(Writes through after interview with CEO)
By Steve Slater
LONDON, March 6 (Reuters) - Nordea, the Nordic region’s biggest bank, will keep its options open on how to return cash to shareholders until the autumn to stay flexible while regulations shift and Sweden considers selling shares, its chief executive said.
Sweden owns 13.5 percent of Nordea and has said it wants to reduce that stake.
Nordea Chief Executive Christian Clausen said on Wednesday that directly buying back shares from the Swedish government would be difficult, but the state’s plans for the shares could influence how it plans to release surplus cash.
Clausen said options included increasing the dividend payout ratio, paying a special dividend or buying back shares.
“If the stock is low it might be better to buy back stock.

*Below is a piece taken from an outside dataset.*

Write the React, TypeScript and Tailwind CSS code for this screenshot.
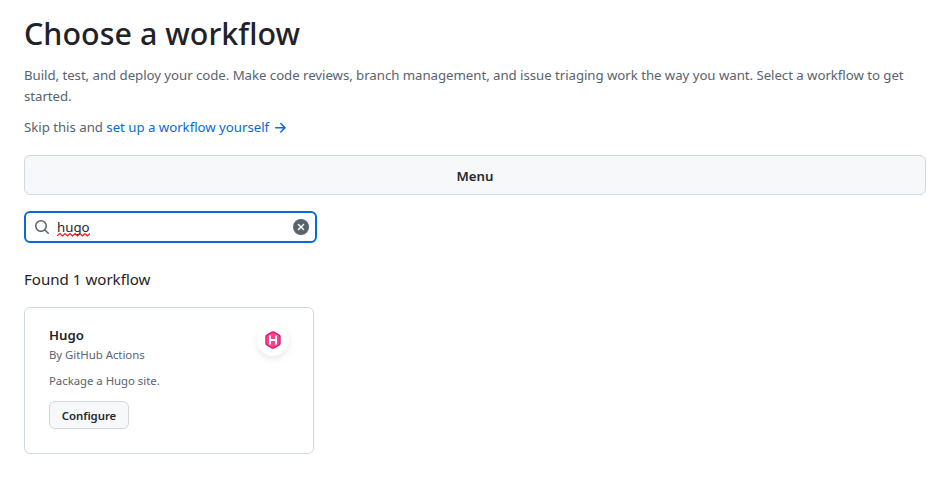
import React from 'react';

function ArrowRight() {
  return (
    <svg width="16" height="16" viewBox="0 0 16 16" fill="currentColor" className="shrink-0">
      <path d="M8.22 2.97a.75.75 0 0 1 1.06 0l4.25 4.25a.75.75 0 0 1 0 1.06l-4.25 4.25a.751.751 0 0 1-1.042-.018.751.751 0 0 1-.018-1.042l2.97-2.97H3.75a.75.75 0 0 1 0-1.5h7.44L8.22 4.03a.75.75 0 0 1 0-1.06Z" />
    </svg>
  );
}

function SearchIcon() {
  return (
    <svg width="16" height="16" viewBox="0 0 16 16" fill="currentColor" className="shrink-0 text-[#59636e]">
      <path d="M10.68 11.74a6 6 0 0 1-7.922-8.982 6 6 0 0 1 8.982 7.922l3.04 3.04a.749.749 0 0 1-.326 1.275.749.749 0 0 1-.734-.215ZM11.5 7a4.499 4.499 0 1 0-8.997 0A4.499 4.499 0 0 0 11.5 7Z" />
    </svg>
  );
}

function ClearIcon() {
  return (
    <svg width="16" height="16" viewBox="0 0 16 16" fill="currentColor" className="shrink-0 text-[#59636e]">
      <path d="M2.343 13.657A8 8 0 1 1 13.658 2.343 8 8 0 0 1 2.343 13.657ZM6.03 4.97a.751.751 0 0 0-1.042.018.751.751 0 0 0-.018 1.042L6.94 8 4.97 9.97a.749.749 0 0 0 .326 1.275.749.749 0 0 0 .734-.215L8 9.06l1.97 1.97a.749.749 0 0 0 1.275-.326.749.749 0 0 0-.215-.734L9.06 8l1.97-1.97a.749.749 0 0 0-.326-1.275.749.749 0 0 0-.734.215L8 6.94Z" />
    </svg>
  );
}

function HugoLogo() {
  return (
    <svg width="18" height="18" viewBox="0 0 18 18">
      <path d="M8 1.1a2 2 0 0 1 2 0l5.2 2.9a1.8 1.8 0 0 1 .9 1.6v6.8a1.8 1.8 0 0 1-.9 1.6L10 16.9a2 2 0 0 1-2 0L2.8 14a1.8 1.8 0 0 1-.9-1.6V5.6a1.8 1.8 0 0 1 .9-1.6Z" fill="#ff4088" stroke="#c9177e" strokeWidth="1.1" />
      <path d="M6 4.5v9M12 4.5v9M6 9h6" stroke="#fff" strokeWidth="2" fill="none" />
    </svg>
  );
}

function Squiggle() {
  return (
    <svg width="33" height="5" viewBox="0 0 33 5" className="absolute left-0 top-[15px]">
      <path d="M0 3.5h.5L3 1.5l2.500 2.500L8 1.500l2.500 2.500L13 1.500l2.500 2.500L18 1.500l2.500 2.500L23 1.500l2.500 2.500L28 1.500l2.500 2.500L33 1.500" fill="none" stroke="#f01818" strokeWidth="1.2" />
    </svg>
  );
}

export default function App() {
  return (
    <main className="h-[502px] overflow-hidden bg-white px-6 pt-[10px] font-['Noto_Sans','Open_Sans',sans-serif] text-[13.25px] leading-[21px] text-[#59636e]">
      <h1 className="text-[30.4px] leading-[48px] font-medium tracking-[0.04px] text-[#1f2328]">
        <span>Choose a workflow</span>
      </h1>
      <p className="mt-[7px] tracking-[-0.05px]">
        <span className="block whitespace-nowrap"><span>Build, test, and deploy your code. Make code reviews, branch management, and issue triaging work the way you want. Select a workflow to get</span></span>
        <span>started.</span>
      </p>
      <p className="mt-[10px] flex items-center whitespace-pre tracking-[-0.03px]">
        <span>Skip this and </span>
        <a className="flex items-center gap-[3px] text-[#0969da]">
          <span>set up a workflow yourself</span>
          <ArrowRight />
        </a>
      </p>
      <button className="mt-[17px] flex h-10 w-full items-center justify-center rounded-md border border-[#d1d9e0] bg-[#f6f8fa] pt-0.5 font-semibold text-[#25292e]">
        <span>Menu</span>
      </button>
      <div className="mt-4 flex h-8 w-[293px] items-center rounded-md border-2 border-[#0969da] pr-1.5 pl-2">
        <SearchIcon />
        <div className="relative ml-[7px] flex-1 leading-[20px] text-[#1f2328]">
          <span>hugo</span>
          <Squiggle />
        </div>
        <ClearIcon />
      </div>
      <h2 className="mt-6 text-[15.1px] leading-6 text-[#1f2328]">
        <span>Found 1 workflow</span>
      </h2>
      <article className="mt-4 flex h-[147px] w-[290px] justify-between rounded-md border border-[#d1d9e0] pt-[17px] pr-6 pl-6">
        <div className="text-[11.4px] leading-[18px] tracking-[-0.03px]">
          <h3 className="text-[13.25px] leading-[21px] font-semibold text-[#1f2328]"><span>Hugo</span></h3>
          <p><span>By GitHub Actions</span></p>
          <p className="mt-2"><span>Package a Hugo site.</span></p>
          <button className="mt-[11px] flex h-7 w-20 items-center justify-center rounded-md border border-[#d1d9e0] bg-[#f6f8fa] pt-px font-semibold text-[#25292e]">
            <span>Configure</span>
          </button>
        </div>
        <div className="-mt-px flex size-8 items-center justify-center rounded-full bg-white shadow-[0_3px_6px_rgba(140,149,159,0.2)]">
          <HugoLogo />
        </div>
      </article>
    </main>
  );
}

Or if somebody else is selling, as we know somebody might be doing, then it might also be a good idea to buy back shares,” Clausen told Reuters on the sidelines of an investor presentation in London.
He said the timing of any state share sale was up to the government. Sweden owned 20 percent of Nordea as a legacy of the country’s banking crisis in the early 1990s,. It sold 6.3 percent two years ago and said it would cut the stake further.
Shifting regulations will also dictate how Nordea chooses to return capital, Clausen said.
“We don’t know the full effect of all regulations. The mix between buybacks and permanently increasing dividends is a fine balance because in this environment it’s not obvious what the right answer is,” he said.
He said the bank was likely to flag its preference “during the autumn when we know more”, and it was unlikely to make a decision before then. It will ask shareholders to give approval to buy back shares at its AGM next week.
The Swedish bank also unveiled plans to cut a further 800 jobs, or 2.5 percent of staff, by the end of 2015 as part of a plan to save 450 million euros ($586 million) over the next two years.
The cuts will add to 2,700 job losses since mid-2011 and leave it with about 30,650 staff at the end of 2015. The bank said the cuts would be gradual and achieved through natural attrition.
Nordea is aiming for a return on equity (RoE) of 15 percent when more normalised interest rates return. It expects RoE to improve to 13 percent by 2015 from 11.6 percent last year.
After retaining capital in recent years the bank’s core capital stood at 13.1 percent at the end of 2012, in line with a target of above 13 percent.
“We do not need to retain very much extra capital, which means it is possible to return to shareholders much more of the capital we make each year,” Clausen told investors and analysts at the presentation.
Banks across the world are having to hold more capital to better safeguard taxpayers and depositors, but Nordic regulators have imposed higher requirements than overseas rivals.
Clausen said about a quarter of its operations were delivering an RoE above 15 percent, half had RoE between 10 and 15 percent, and just under a quarter had an RoE below 10 percent. It was implementing plans to improve profitability for its weakest businesses.
Its business in Poland was not delivering a high enough return, Clausen said, but he declined to say if it wanted to sell the business. The bank has hired advisers to sell Nordea Bank Polska, Poland’s 12th biggest lender, according to Polish newspaper reports last week.